Under the dominion of the fears expressed by Thurloe the new government did not dare to conduct the elections according to the electoral system prepared by the Long Parliament and twice practiced by Cromwell; the customs of the monarchy were revived in the hope of influencing the elections in the boroughs. Scotland and Ireland, recently incorporated with England, had no traditional right to invoke. To each were allotted thirty representatives, whose elections were necessarily to depend upon the army which ruled them. The army of Ireland was commanded by Henry Cromwell; that of Scotland by Monk, who had shown himself favorable to the new power. The "other House" was convoked by letters patent similar to those which the king had formerly addressed to the peers of the kingdom. Thus no legal or consistent principle presided at the formation of the new Parliament. When it assembled on the 27th of January, 1659, after elections which had been much discussed, but had everywhere been freely accomplished, the diversity in its ranks was considerable. The Protector and his advisers were not, however, discouraged. "Our enemies in Parliament are numerous and bold beyond measure," wrote Lord Falconbridge to Henry Cromwell, "but more than doubly counterbalanced by the moderate party, so that if the results are slow and difficult to obtain, we do not see, as to the present, great cause for fear."
Delays and difficulties were not slow in manifesting themselves. On the 1st of February, Thurloe boldly proposed to Parliament the recognition of the new Protector. "It has pleased God," he said, "to put an end to the days of his Highness. Sad consequences were expected from that blow.
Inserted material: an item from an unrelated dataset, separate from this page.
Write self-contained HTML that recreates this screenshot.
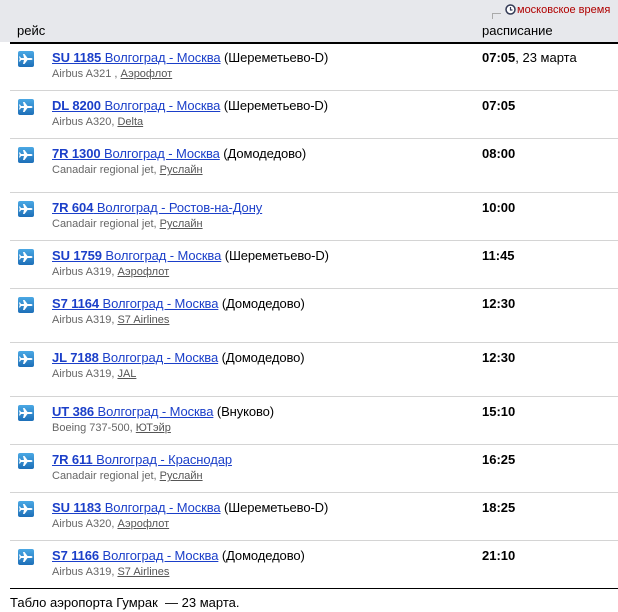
<!DOCTYPE html>
<html><head><meta charset="utf-8"><style>
body{margin:0;width:618px;height:612px;background:#fff;font-family:"Liberation Sans",Arial,sans-serif;position:relative;overflow:hidden}
.hd{position:absolute;left:0;top:0;width:618px;height:42px;background:#e7e8ec}
.hl{position:absolute;left:10px;right:0;top:42px;height:2px;background:#000}
.row{position:absolute;left:10px;right:0;border-top:1px solid #d4d4d4}
.ic{position:absolute;left:8px;top:8px;width:16px;height:16px;border-radius:2px;background:linear-gradient(#4aa8e4,#1d6fb8)}
.t{position:absolute;left:42px;top:7px;font-size:13px;white-space:nowrap;color:#000;letter-spacing:-0.1px}
.t a{color:#1b3fc9;text-decoration:underline}
.t b{font-weight:bold}
.s{position:absolute;left:42px;top:25px;font-size:11px;color:#666;white-space:nowrap}
.s u{color:#555}
.tm{position:absolute;left:472px;top:7px;font-size:13px;white-space:nowrap}
</style></head><body>
<div class="hd"></div>
<div style="position:absolute;left:17px;top:23px;font-size:13px">рейс</div>
<div style="position:absolute;left:482px;top:23px;font-size:13px">расписание</div>
<div style="position:absolute;left:492px;top:13px;width:8px;height:5px;border-left:1px solid #aaa;border-top:1px solid #aaa"></div>
<svg style="position:absolute;left:505px;top:4px" width="11" height="11" viewBox="0 0 11 11"><circle cx="5.5" cy="5.5" r="4.5" fill="#fff" stroke="#333a55" stroke-width="1.5"/><path d="M5.5 3v3h2" stroke="#333a55" fill="none" stroke-width="1.2"/></svg>
<div style="position:absolute;left:517px;top:4px;font-size:11px;color:#b00000">московское время</div>
<div class="hl"></div>
<svg width="0" height="0" style="position:absolute"><defs><symbol id="p" viewBox="0 0 16 16"><path d="M3 7h3L5 3h1.5l3 4H13c1 0 1.5.5 1.5 1s-.5 1-1.5 1H9.5l-3 4H5l1-4H3L2 10.5H1l.7-2.5L1 5.5h1z" fill="#fff"/></symbol></defs></svg>

<div class="row" style="top:43px;border:0"><div class="ic"><svg width="16" height="16"><use href="#p"/></svg></div><div class="t"><a><b>SU 1185</b> Волгоград - Москва</a> (Шереметьево-D)</div><div class="s">Airbus A321 , <u>Аэрофлот</u></div><div class="tm"><b>07:05</b>, 23 марта</div></div>
<div class="row" style="top:90px"><div class="ic"><svg width="16" height="16"><use href="#p"/></svg></div><div class="t"><a><b>DL 8200</b> Волгоград - Москва</a> (Шереметьево-D)</div><div class="s">Airbus A320, <u>Delta</u></div><div class="tm"><b>07:05</b></div></div>
<div class="row" style="top:138px"><div class="ic"><svg width="16" height="16"><use href="#p"/></svg></div><div class="t"><a><b>7R 1300</b> Волгоград - Москва</a> (Домодедово)</div><div class="s">Canadair regional jet, <u>Руслайн</u></div><div class="tm"><b>08:00</b></div></div>
<div class="row" style="top:192px"><div class="ic"><svg width="16" height="16"><use href="#p"/></svg></div><div class="t"><a><b>7R 604</b> Волгоград - Ростов-на-Дону</a></div><div class="s">Canadair regional jet, <u>Руслайн</u></div><div class="tm"><b>10:00</b></div></div>
<div class="row" style="top:240px"><div class="ic"><svg width="16" height="16"><use href="#p"/></svg></div><div class="t"><a><b>SU 1759</b> Волгоград - Москва</a> (Шереметьево-D)</div><div class="s">Airbus A319, <u>Аэрофлот</u></div><div class="tm"><b>11:45</b></div></div>
<div class="row" style="top:288px"><div class="ic"><svg width="16" height="16"><use href="#p"/></svg></div><div class="t"><a><b>S7 1164</b> Волгоград - Москва</a> (Домодедово)</div><div class="s">Airbus A319, <u>S7 Airlines</u></div><div class="tm"><b>12:30</b></div></div>
<div class="row" style="top:342px"><div class="ic"><svg width="16" height="16"><use href="#p"/></svg></div><div class="t"><a><b>JL 7188</b> Волгоград - Москва</a> (Домодедово)</div><div class="s">Airbus A319, <u>JAL</u></div><div class="tm"><b>12:30</b></div></div>
<div class="row" style="top:396px"><div class="ic"><svg width="16" height="16"><use href="#p"/></svg></div><div class="t"><a><b>UT 386</b> Волгоград - Москва</a> (Внуково)</div><div class="s">Boeing 737-500, <u>ЮТэйр</u></div><div class="tm"><b>15:10</b></div></div>
<div class="row" style="top:444px"><div class="ic"><svg width="16" height="16"><use href="#p"/></svg></div><div class="t"><a><b>7R 611</b> Волгоград - Краснодар</a></div><div class="s">Canadair regional jet, <u>Руслайн</u></div><div class="tm"><b>16:25</b></div></div>
<div class="row" style="top:492px"><div class="ic"><svg width="16" height="16"><use href="#p"/></svg></div><div class="t"><a><b>SU 1183</b> Волгоград - Москва</a> (Шереметьево-D)</div><div class="s">Airbus A320, <u>Аэрофлот</u></div><div class="tm"><b>18:25</b></div></div>
<div class="row" style="top:540px"><div class="ic"><svg width="16" height="16"><use href="#p"/></svg></div><div class="t"><a><b>S7 1166</b> Волгоград - Москва</a> (Домодедово)</div><div class="s">Airbus A319, <u>S7 Airlines</u></div><div class="tm"><b>21:10</b></div></div>
<div style="position:absolute;left:10px;right:0;top:588px;height:1px;background:#000"></div>
<div style="position:absolute;left:10px;top:595px;font-size:13px">Табло аэропорта Гумрак &nbsp;— 23 марта.</div>
</body></html>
God has granted us the favor of a son of his Highness who possesses the hearts of the people, a testimony to his undoubted right of succession. … It behooves this House to respond to this favor by recognizing in his Highness, now engaged in his functions, the undoubted successor. … It is with this object that I propose a bill for the recognition of the Protector."
The ill-humor as well as the surprise of the Republicans was extreme. They did not expect so soon to see recommended the contest upon fundamental matters. "This is not proposed opportunely," exclaimed Haslerig; "we have many things to consider; the committee of grievances, the affairs of religion. … Let us not busy ourselves with a bill of this importance before the day of fasting and solemn prayers which we have ordered; we have never destroyed anything without first addressing our prayers to God; let us not attempt to establish without praying." The discussion was long and animated; the Republicans maintained the full sovereignty of the people and of their supreme power. The Cromwellians, warned by experience and political instinct, did not think that the popular voice sufficed for the whole government, or that they had the right of destroying and establishing at their pleasure. They gained the ascendant at last, and, on the 14th of February, the House voted that it recognized and declared his Highness Richard, Lord Protector and first magistrate of England, Scotland, and Ireland, and of all the territories dependent thereon; but, at the same time, the House declared that the bill should contain additional clauses intended to limit the power of the first magistrate and to guarantee the rights and liberties of Parliament and the people. Thurloe alone voted against this amendment.
The victory appeared decisive; but the long debate had revived all the memories of discords, inflamed all passions, and once more set the Republic at contention with the Protectorate under the eyes of the observant and motionless Royalists. "The dissension is such in Parliament (wrote to Hyde one of his friends, John Barwick), that it will probably end in confusion: one party thinks that the Protectorate cannot last; the other that the Republic cannot raise itself again; the indifferent hope that both will be right. It is easy to foresee and foretell the upshot."
Beaten upon the Protectorate, the Republicans fell back upon the second House, the existence of which they called into question. The debate was long and stormy: all the friends and followers of Cromwell sat in that assembly which overshadowed the Commons; but there again, Haslerig, Vane, and their friends were defeated. The second House remained as it had been constituted by Cromwell; the attacks directed against the internal and external policy of the dead Protector also failed. The great name of Cromwell still protected his work and his son.
Then began a fresh toil; two powers were in opposition, Parliament and the army. In their blind hatred of the Protectorate, which claimed, they said, to oppress them, the Republican leaders undertook to foment the natural jealousy which existed between the politicians and the soldiers, in order to compel the Protector to lean for support upon one of the two parties, thus destroying beforehand all equilibrium in the government.